I rewrote gdelta in Rust (see the repo). It’s fast and efficient, but simple edits still produced ~20 bytes. I kept asking myself: Why do I need 20 bytes to store the fact that someone typed “hello”?
The Realization That Changed Everything
Most document edits follow predictable patterns:
- Adding text – “hello” → “hello world”
- Deleting text – “hello world” → “hello”
- Reverting changes – “hello” → “hello world” → “hello”
- Repeating patterns – “test test test”, indentation, decorators
- Complex structural changes – everything else
General‑purpose algorithms like xdelta3 or gdelta try to handle all cases with a single approach, optimizing for the worst case (arbitrary binary changes).
What if we didn’t need one algorithm for everything? What if we tried several specialized algorithms for each pattern and picked the smallest result? That idea led to xpatch.

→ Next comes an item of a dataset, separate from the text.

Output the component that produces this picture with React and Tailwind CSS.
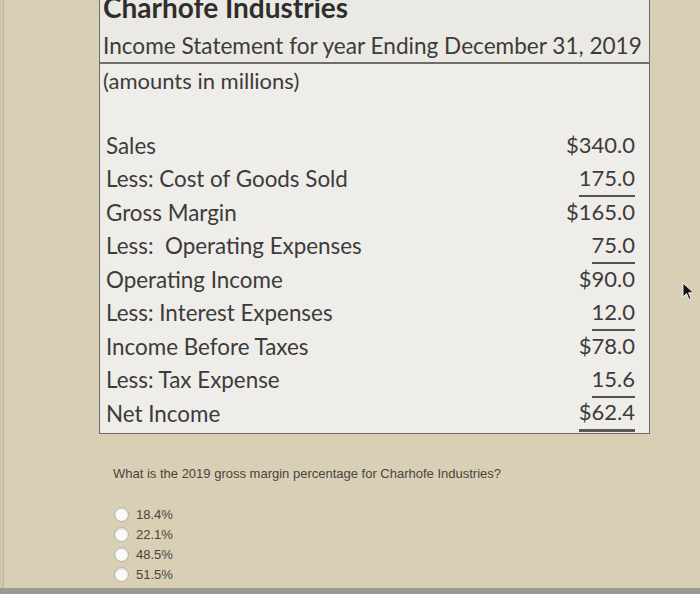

Building It: The Simple Stuff First
Algorithm 1: Just Store The Damn Characters
The most common case is adding text, so we simply store the characters.

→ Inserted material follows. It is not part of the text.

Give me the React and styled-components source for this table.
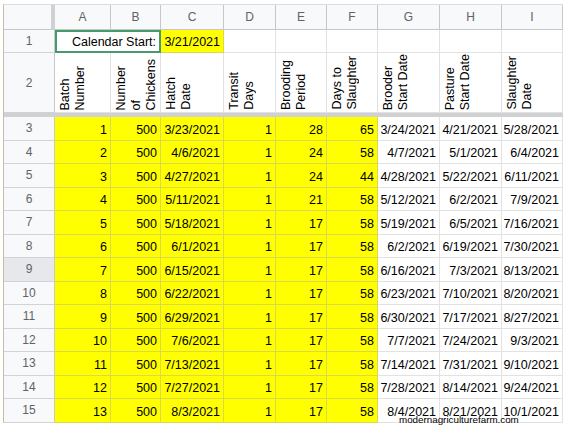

fn encode_add(position: usize, data: &[u8]) -> Vec<u8> {
let mut encoded = encode_varint(position);
encoded.extend_from_slice(data);
encoded
}
Position (variable‑length integer) + the raw characters. Adding “world” at position 6 costs about 6 bytes, already beating gdelta’s 20+ bytes.
Algorithm 2: Deletion Is Even Simpler
fn encode_remove(start: usize, end: usize) -> Vec<u8> {
let mut encoded = encode_varint(start);
encoded.extend(encode_varint(end - start));
encoded
}
Two numbers: where the deletion starts and how many bytes to remove. Typical overhead is ~3 bytes.
Algorithm 3: Wait, What If We Tokenize This?
Text isn’t random; it’s made of words. By tokenizing common words we can replace them with small IDs.
- Token list: 2¹⁴ = 16 384 tokens (fits a varint; most IDs fit in one byte).
- Tokens are sorted by frequency so common words get the smallest IDs.
- Trained on a large corpus (e.g., Wikipedia) to build a vocabulary.
The tokenizer uses a trie with array‑indexed children for O(1) per‑byte lookup:
struct TrieNode {
token_id: Option<u16>,
children: [Option<Box<TrieNode>>; 256],
}
impl TrieNode {
fn find_longest_match(&self, text: &[u8], start: usize) -> Option<(usize, u16)> {
let mut node = &self;
let mut last_match = None;
let mut pos = start;
while pos < text.len() {
let byte = text[pos];
match &node.children[byte as usize] {
Some(child) => {
node = child;
if let Some(id) = node.token_id {
last_match = Some((pos + 1, id));
}
pos += 1;
}
None => break,
}
}
last_match
}
}
Choosing the Best Algorithm
enum Algorithm {
Chars,
Tokens,
GDelta,
}
fn encode_delta(base: &[u8], new: &[u8]) -> (Algorithm, Vec<u8>) {
// Start with simple character encoding
let mut best_algo = Algorithm::Chars;
let mut best_data = encode_add(0, new); // placeholder for actual diff
// Try tokenization – might be smaller
if let Ok(token_data) = encode_tokens(0, new) {
if token_data.len() < best_data.len() {
best_algo = Algorithm::Tokens;
best_data = token_data;
}
}
// Fallback to gdelta for anything not covered above
let gdelta_data = gdelta_encode(base, new);
if gdelta_data.len() < best_data.len() {
best_algo = Algorithm::GDelta;
best_data = gdelta_data;
}
(best_algo, best_data)
}
The encoder always returns the smallest possible delta for the given change, leveraging the specialized algorithms when they win and gracefully falling back to a robust general‑purpose compressor otherwise.